The extent to which we are all in this wage-stagnating, price-increasing swamp together is a question of age rather than class. A middle-class person coming out of university is part of the private personal debt boom; a middle-class person under 30 is a victim of the rentier economy. When you strip out the peculiar lottery-win of being over 40 in the housing market, you can see the picture more clearly: everyone who earns, now earns less, while, by incredible coincidence, the ratio between profit and wages has tipped in the shareholders’ favour.
It is deeply ingrained in our political culture that classes must be held in opposition to one another; and a confluence of interests between the middle and the bottom is only possible when the bottom tries to emulate or join the middle (sorry, did I say tries? Of course I meant aspires).
It cuts across the spectrum – on the left, you would never want to preach allegiance between the person hit by the bedroom tax and the person who can’t afford the second holiday. On the right, you would never admit that there was any systemic connection between falling wages for the bottom decile, and falling wages for the eighth.
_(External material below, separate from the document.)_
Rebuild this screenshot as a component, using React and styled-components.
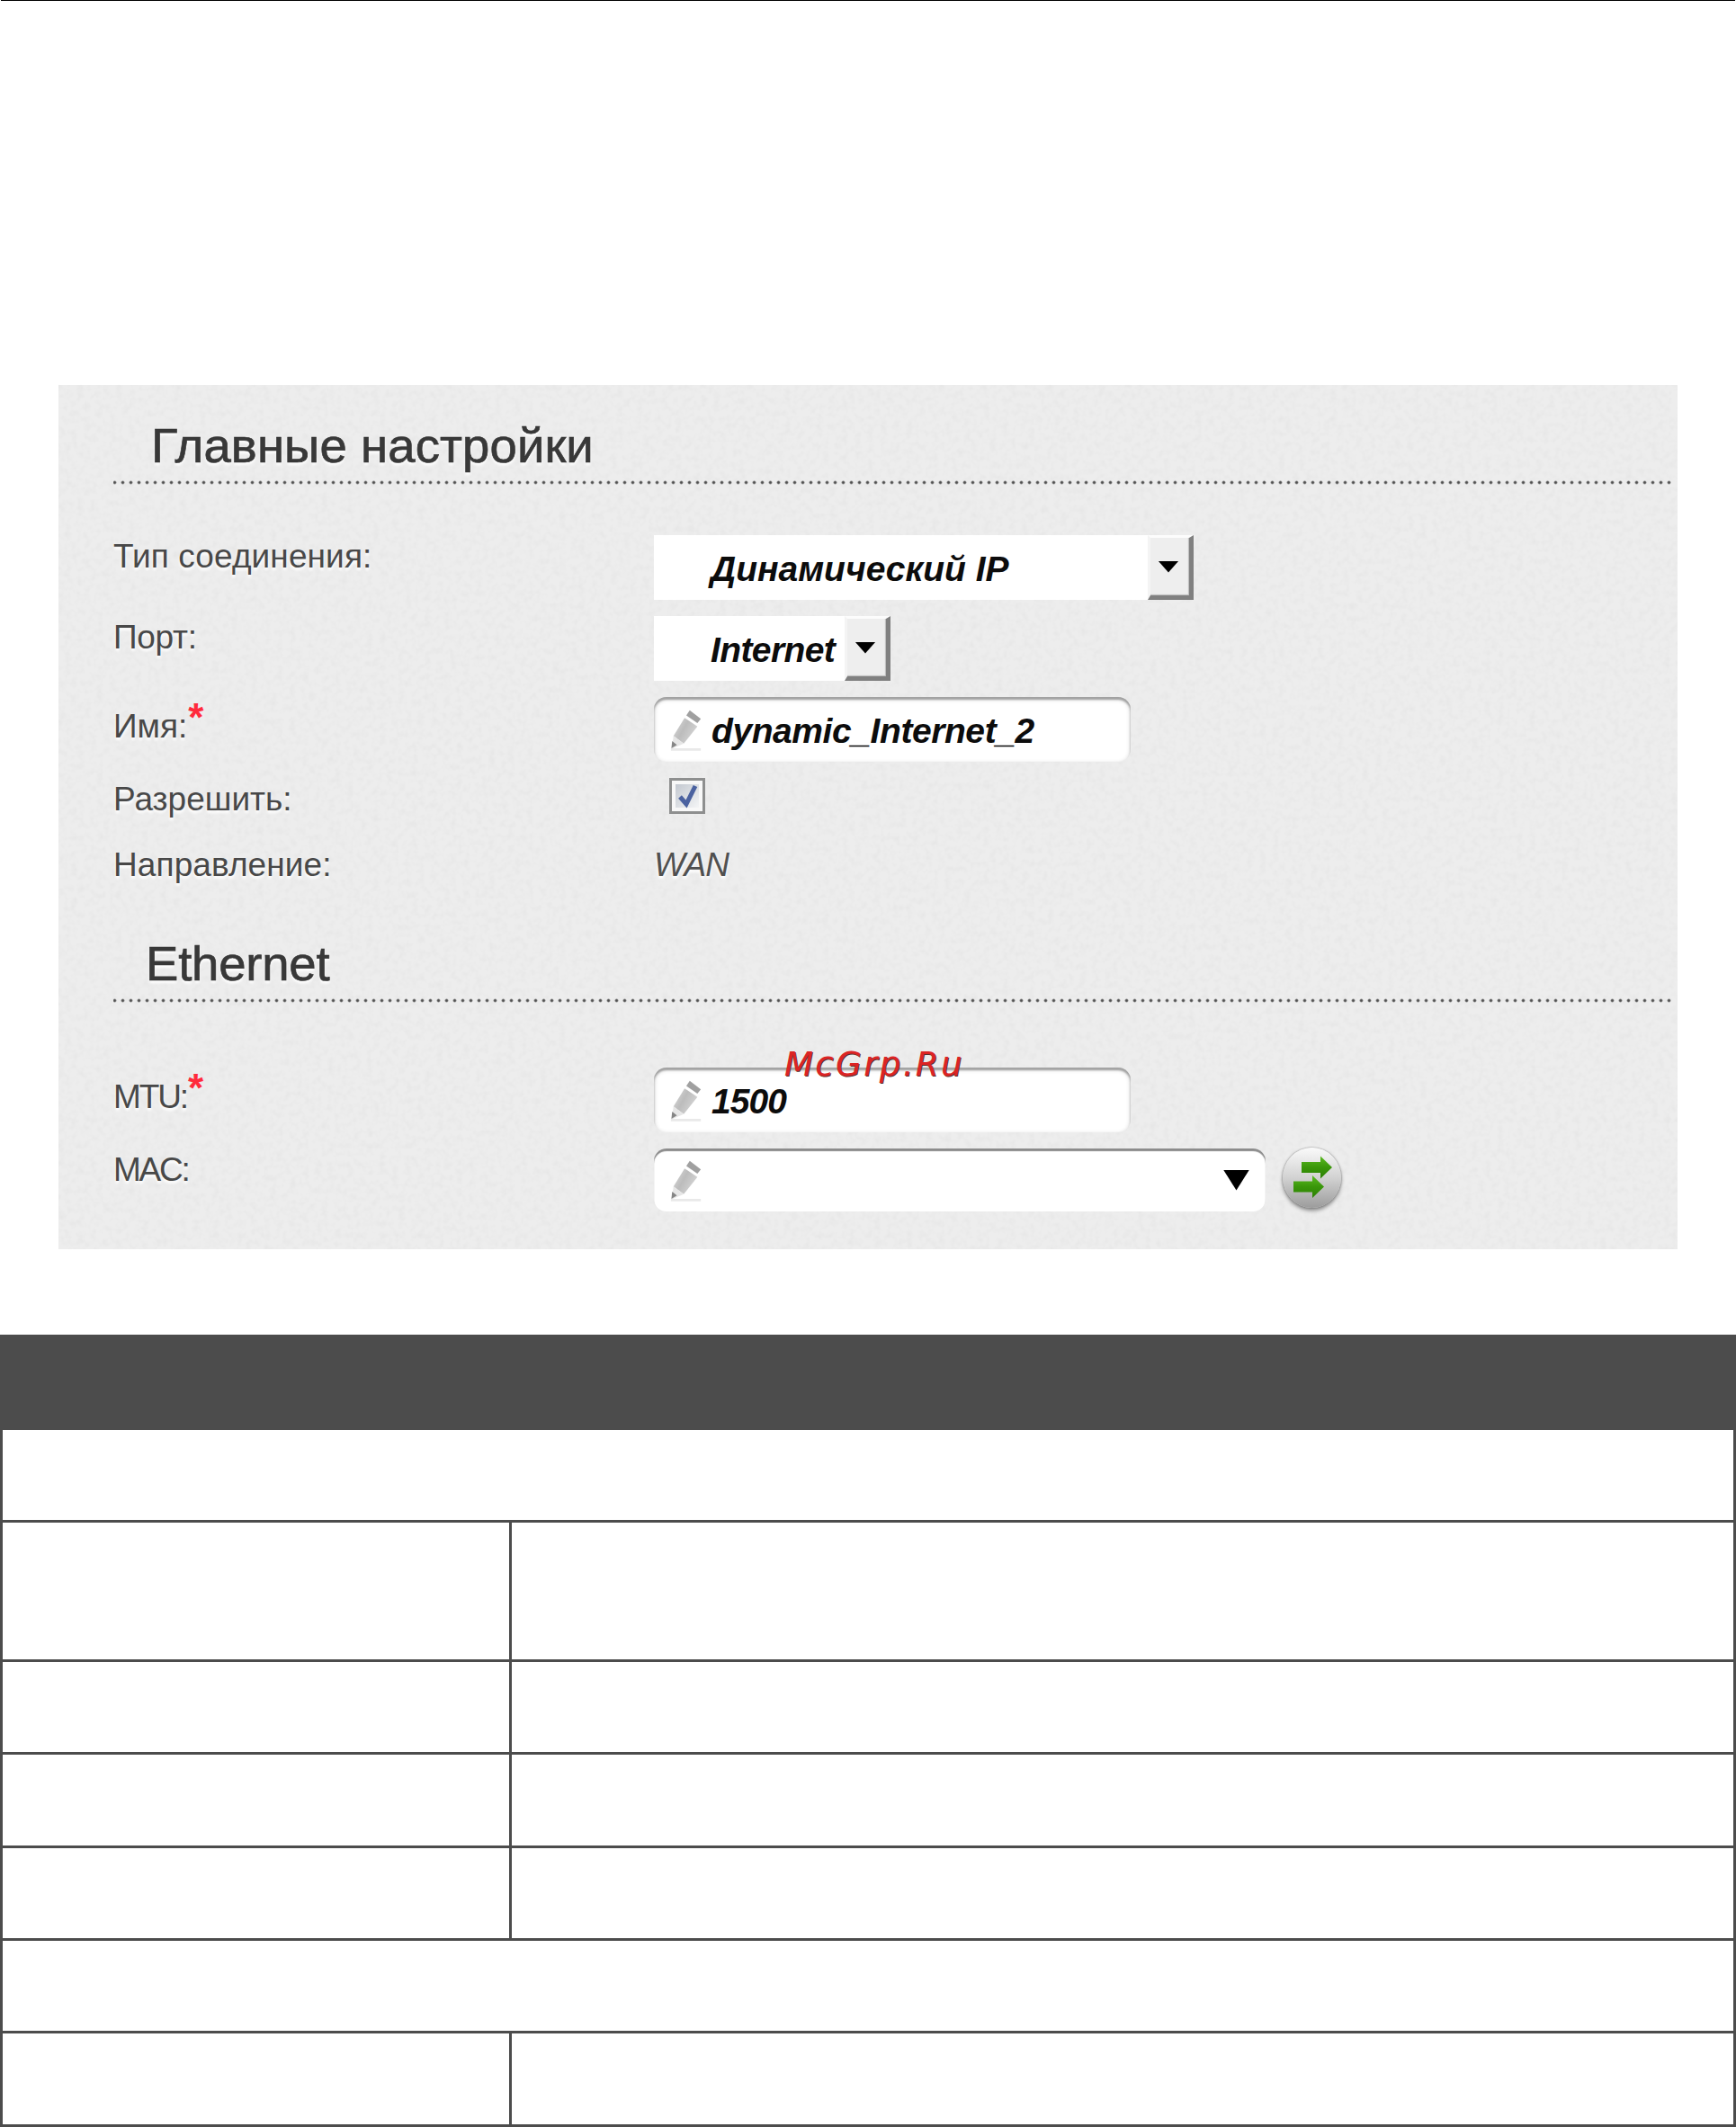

But considering them together would make it easier to see the patterns: wage depression never conveniently stopped at the bottom 20%, there is little brake on corporate power, and credit is allowing prices in every sphere to peel away from earnings. These trends are obscured by the rather dated political determination that “the needy” must be interested in one kind of politics, and “the aspirational” a completely different kind. Better to acknowledge the similarities in the situations we all face.